§ Written task: State how many lines in these records contain the word "screenshot", and nothing else.

[Stored items]
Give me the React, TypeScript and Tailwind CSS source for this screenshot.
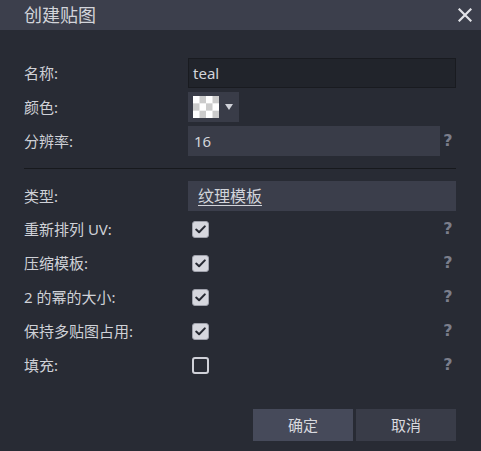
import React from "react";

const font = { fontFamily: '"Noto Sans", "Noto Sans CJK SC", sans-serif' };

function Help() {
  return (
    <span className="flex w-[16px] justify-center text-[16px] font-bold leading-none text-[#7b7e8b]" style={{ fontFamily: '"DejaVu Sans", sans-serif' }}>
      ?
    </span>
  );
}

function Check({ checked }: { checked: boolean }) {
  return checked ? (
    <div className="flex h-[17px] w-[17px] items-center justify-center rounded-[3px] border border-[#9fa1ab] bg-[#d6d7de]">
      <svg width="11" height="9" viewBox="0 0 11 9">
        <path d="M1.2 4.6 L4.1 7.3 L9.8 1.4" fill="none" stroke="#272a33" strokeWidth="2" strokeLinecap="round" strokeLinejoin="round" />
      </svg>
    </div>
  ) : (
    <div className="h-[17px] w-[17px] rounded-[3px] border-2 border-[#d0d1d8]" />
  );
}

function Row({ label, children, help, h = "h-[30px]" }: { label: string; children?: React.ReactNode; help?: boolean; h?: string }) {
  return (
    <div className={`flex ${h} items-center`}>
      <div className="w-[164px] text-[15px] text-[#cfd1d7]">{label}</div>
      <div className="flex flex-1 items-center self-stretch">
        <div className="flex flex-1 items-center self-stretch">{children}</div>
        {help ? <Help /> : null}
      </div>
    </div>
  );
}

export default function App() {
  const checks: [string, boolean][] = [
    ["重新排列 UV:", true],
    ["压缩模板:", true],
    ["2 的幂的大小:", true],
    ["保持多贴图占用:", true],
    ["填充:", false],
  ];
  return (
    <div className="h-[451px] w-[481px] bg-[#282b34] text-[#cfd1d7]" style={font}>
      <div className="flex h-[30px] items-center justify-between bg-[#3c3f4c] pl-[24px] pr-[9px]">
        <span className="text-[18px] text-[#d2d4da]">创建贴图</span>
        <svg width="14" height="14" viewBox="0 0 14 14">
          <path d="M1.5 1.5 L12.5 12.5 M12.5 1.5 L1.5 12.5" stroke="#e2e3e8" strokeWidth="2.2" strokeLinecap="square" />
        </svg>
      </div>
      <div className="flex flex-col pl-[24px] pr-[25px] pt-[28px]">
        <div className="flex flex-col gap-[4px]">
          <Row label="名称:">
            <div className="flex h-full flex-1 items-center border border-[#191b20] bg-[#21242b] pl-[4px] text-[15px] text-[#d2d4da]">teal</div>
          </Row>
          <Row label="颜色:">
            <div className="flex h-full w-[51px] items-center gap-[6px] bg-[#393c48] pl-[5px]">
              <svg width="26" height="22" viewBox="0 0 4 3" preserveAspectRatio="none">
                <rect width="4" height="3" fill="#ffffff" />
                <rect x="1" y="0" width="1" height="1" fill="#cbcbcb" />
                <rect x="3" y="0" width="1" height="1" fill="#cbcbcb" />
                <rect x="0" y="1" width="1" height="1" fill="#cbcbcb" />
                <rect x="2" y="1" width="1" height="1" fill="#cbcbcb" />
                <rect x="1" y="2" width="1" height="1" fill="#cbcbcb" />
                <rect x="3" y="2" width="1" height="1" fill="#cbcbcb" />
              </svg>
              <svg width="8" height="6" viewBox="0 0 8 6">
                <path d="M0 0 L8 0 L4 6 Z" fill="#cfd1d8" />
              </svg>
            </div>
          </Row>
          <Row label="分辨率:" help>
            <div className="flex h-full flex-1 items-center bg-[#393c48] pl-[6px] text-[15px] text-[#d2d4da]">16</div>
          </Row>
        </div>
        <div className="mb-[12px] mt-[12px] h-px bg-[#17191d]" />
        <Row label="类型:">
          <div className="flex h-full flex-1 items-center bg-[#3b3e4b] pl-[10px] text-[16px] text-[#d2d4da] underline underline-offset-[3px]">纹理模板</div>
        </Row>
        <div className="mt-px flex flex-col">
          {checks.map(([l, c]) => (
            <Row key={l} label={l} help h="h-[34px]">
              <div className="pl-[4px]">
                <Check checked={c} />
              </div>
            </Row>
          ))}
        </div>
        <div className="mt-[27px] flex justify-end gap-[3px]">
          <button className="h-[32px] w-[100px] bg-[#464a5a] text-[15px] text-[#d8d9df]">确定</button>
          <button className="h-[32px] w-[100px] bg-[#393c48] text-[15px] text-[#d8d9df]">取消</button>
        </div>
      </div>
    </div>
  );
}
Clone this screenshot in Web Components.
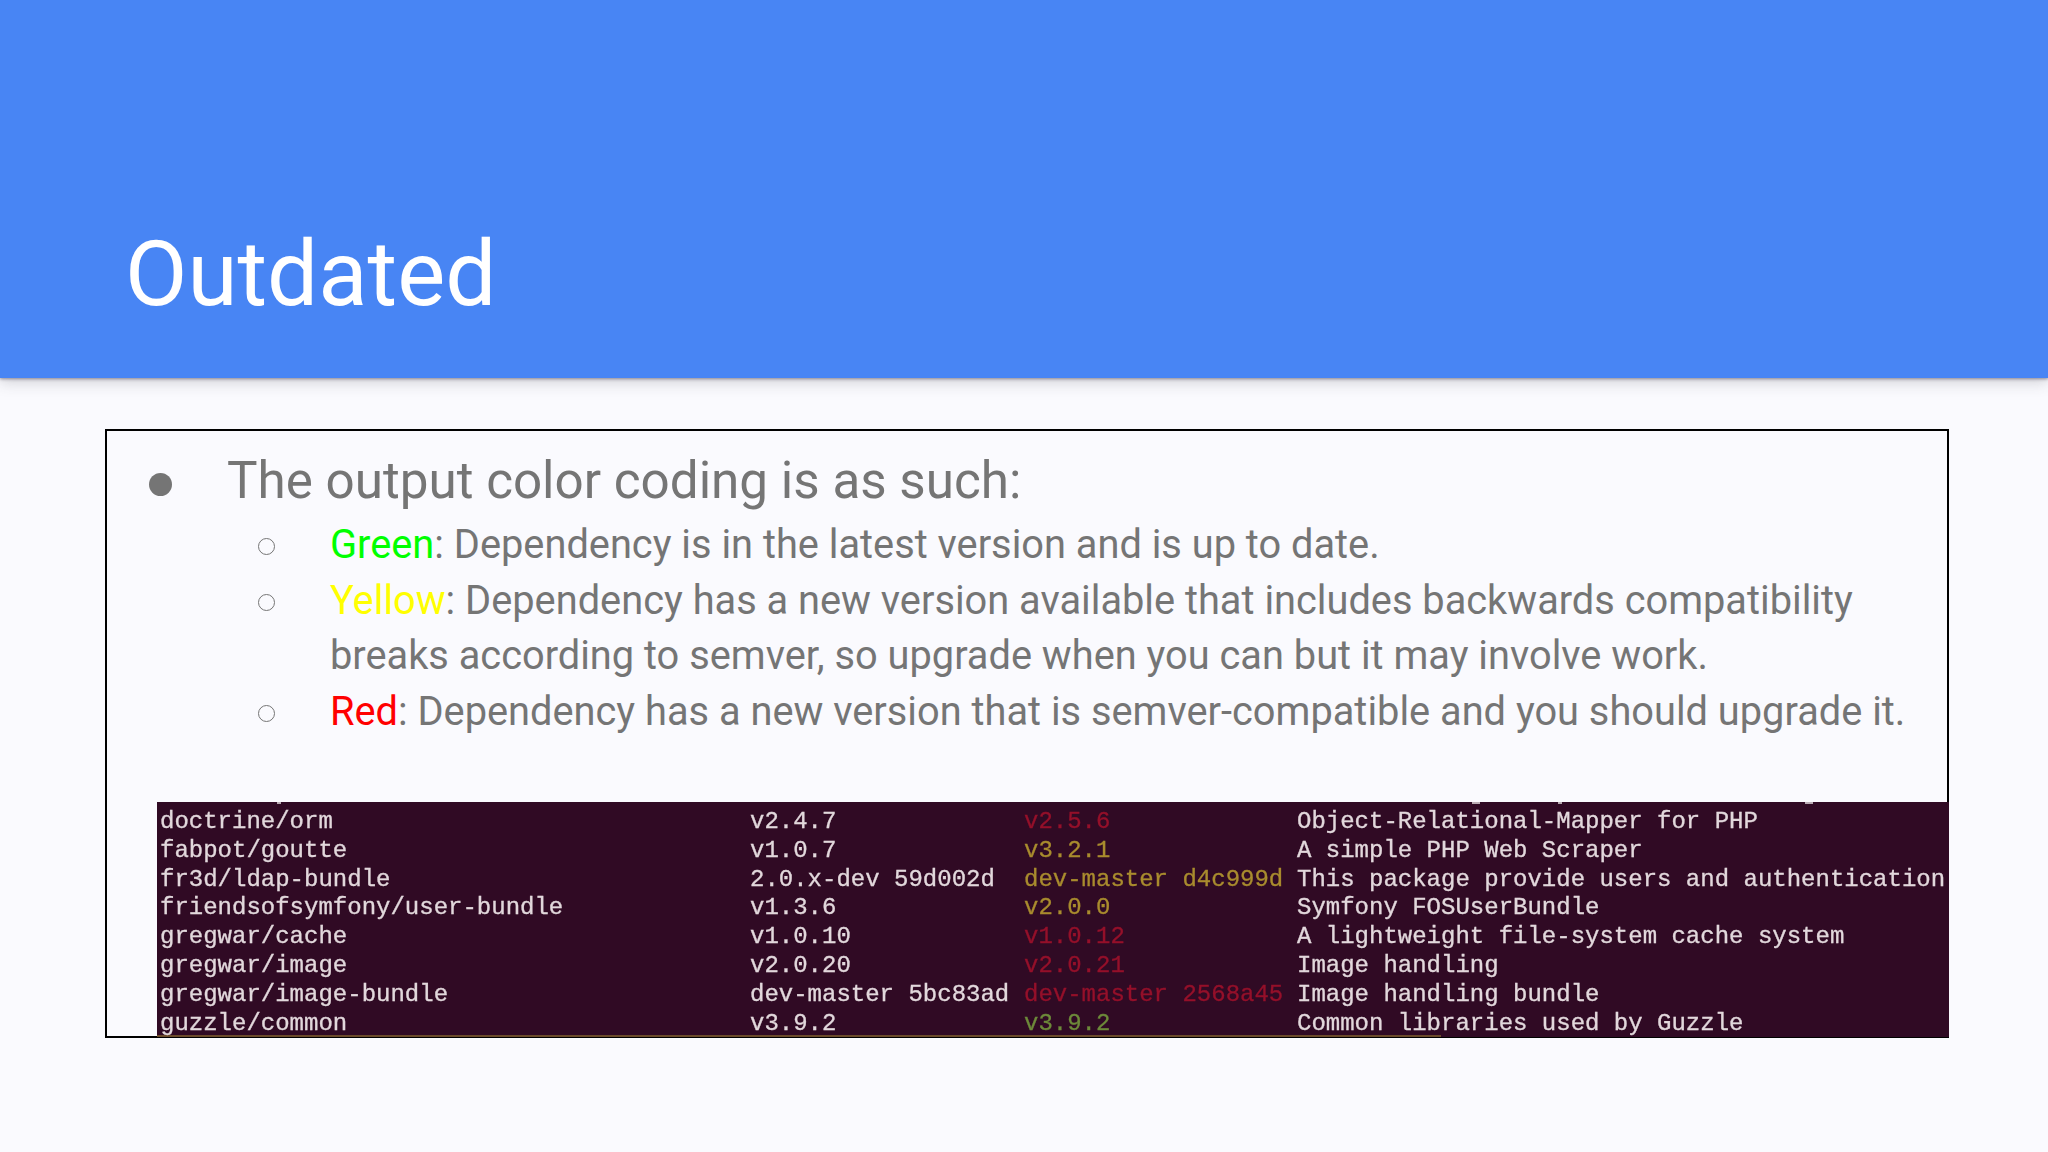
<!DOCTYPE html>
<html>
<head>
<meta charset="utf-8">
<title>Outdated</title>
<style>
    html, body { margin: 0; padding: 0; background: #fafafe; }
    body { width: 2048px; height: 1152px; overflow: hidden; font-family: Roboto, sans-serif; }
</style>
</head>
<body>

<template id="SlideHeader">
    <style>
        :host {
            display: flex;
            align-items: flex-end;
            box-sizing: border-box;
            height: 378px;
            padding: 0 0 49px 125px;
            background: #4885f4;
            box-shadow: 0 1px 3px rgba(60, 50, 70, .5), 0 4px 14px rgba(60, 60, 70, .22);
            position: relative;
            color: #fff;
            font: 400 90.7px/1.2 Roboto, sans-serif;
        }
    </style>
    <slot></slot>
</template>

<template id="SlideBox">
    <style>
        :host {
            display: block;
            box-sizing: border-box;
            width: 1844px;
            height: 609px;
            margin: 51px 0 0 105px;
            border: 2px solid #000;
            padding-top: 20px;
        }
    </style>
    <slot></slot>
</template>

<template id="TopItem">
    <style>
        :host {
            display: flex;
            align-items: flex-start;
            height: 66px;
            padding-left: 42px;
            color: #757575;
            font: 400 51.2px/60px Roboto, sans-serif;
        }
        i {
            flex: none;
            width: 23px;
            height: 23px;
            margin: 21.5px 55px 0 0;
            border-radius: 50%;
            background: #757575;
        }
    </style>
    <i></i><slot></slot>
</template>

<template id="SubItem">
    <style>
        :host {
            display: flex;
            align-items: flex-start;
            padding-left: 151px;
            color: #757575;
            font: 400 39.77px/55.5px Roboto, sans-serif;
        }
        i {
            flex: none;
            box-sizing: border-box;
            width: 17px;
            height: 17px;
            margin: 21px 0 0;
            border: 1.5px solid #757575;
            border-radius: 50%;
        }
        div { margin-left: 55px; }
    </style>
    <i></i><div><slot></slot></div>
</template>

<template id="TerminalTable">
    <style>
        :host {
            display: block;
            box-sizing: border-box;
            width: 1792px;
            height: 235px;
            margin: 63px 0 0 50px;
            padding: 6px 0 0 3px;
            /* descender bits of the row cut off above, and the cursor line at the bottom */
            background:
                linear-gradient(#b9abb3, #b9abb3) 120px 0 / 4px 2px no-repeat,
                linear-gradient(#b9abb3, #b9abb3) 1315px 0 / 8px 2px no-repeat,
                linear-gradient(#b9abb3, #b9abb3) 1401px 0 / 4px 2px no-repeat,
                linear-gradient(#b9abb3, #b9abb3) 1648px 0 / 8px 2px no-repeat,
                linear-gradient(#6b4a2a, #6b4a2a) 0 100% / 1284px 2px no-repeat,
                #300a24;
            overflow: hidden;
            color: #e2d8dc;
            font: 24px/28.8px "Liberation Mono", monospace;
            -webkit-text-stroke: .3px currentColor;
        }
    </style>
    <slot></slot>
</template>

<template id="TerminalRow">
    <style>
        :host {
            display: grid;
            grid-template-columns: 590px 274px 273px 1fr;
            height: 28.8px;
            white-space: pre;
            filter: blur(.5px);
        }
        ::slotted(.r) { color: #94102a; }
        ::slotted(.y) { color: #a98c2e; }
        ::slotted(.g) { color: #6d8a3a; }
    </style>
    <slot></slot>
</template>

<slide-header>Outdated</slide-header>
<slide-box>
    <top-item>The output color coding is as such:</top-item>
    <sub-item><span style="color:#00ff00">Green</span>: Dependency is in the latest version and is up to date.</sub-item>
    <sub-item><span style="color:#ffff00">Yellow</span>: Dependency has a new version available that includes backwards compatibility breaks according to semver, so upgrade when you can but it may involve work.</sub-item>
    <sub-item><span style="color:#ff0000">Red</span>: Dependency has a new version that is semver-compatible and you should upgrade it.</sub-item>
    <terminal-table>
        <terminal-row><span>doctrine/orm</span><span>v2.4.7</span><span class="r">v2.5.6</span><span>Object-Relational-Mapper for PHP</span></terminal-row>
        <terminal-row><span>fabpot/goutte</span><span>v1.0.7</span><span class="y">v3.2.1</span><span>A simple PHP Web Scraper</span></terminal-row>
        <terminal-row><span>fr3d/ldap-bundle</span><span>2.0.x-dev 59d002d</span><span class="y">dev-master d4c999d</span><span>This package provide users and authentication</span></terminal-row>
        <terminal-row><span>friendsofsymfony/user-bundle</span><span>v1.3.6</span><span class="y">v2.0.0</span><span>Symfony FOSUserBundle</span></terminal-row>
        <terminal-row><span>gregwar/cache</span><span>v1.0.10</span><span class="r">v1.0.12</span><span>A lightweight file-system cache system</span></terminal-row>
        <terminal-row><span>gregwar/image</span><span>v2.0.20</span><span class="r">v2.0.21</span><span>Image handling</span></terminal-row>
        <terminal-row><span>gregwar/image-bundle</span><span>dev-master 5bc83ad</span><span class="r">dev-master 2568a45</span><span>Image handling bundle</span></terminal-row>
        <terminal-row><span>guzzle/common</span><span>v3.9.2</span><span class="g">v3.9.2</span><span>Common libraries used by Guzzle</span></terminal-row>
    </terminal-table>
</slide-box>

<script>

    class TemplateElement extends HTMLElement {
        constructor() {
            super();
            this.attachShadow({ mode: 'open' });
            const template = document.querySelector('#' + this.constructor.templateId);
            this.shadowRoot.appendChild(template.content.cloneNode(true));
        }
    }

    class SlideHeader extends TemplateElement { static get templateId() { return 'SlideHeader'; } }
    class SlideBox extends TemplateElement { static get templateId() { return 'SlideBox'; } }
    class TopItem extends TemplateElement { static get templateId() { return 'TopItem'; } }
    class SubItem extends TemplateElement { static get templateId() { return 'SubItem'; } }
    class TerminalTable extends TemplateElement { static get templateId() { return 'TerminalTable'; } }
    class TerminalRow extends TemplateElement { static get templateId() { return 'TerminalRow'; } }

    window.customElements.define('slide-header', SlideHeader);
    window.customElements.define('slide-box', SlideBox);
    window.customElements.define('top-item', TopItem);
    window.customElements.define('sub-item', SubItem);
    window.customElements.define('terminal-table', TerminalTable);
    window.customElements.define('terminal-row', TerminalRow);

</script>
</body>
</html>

§ Task output: 2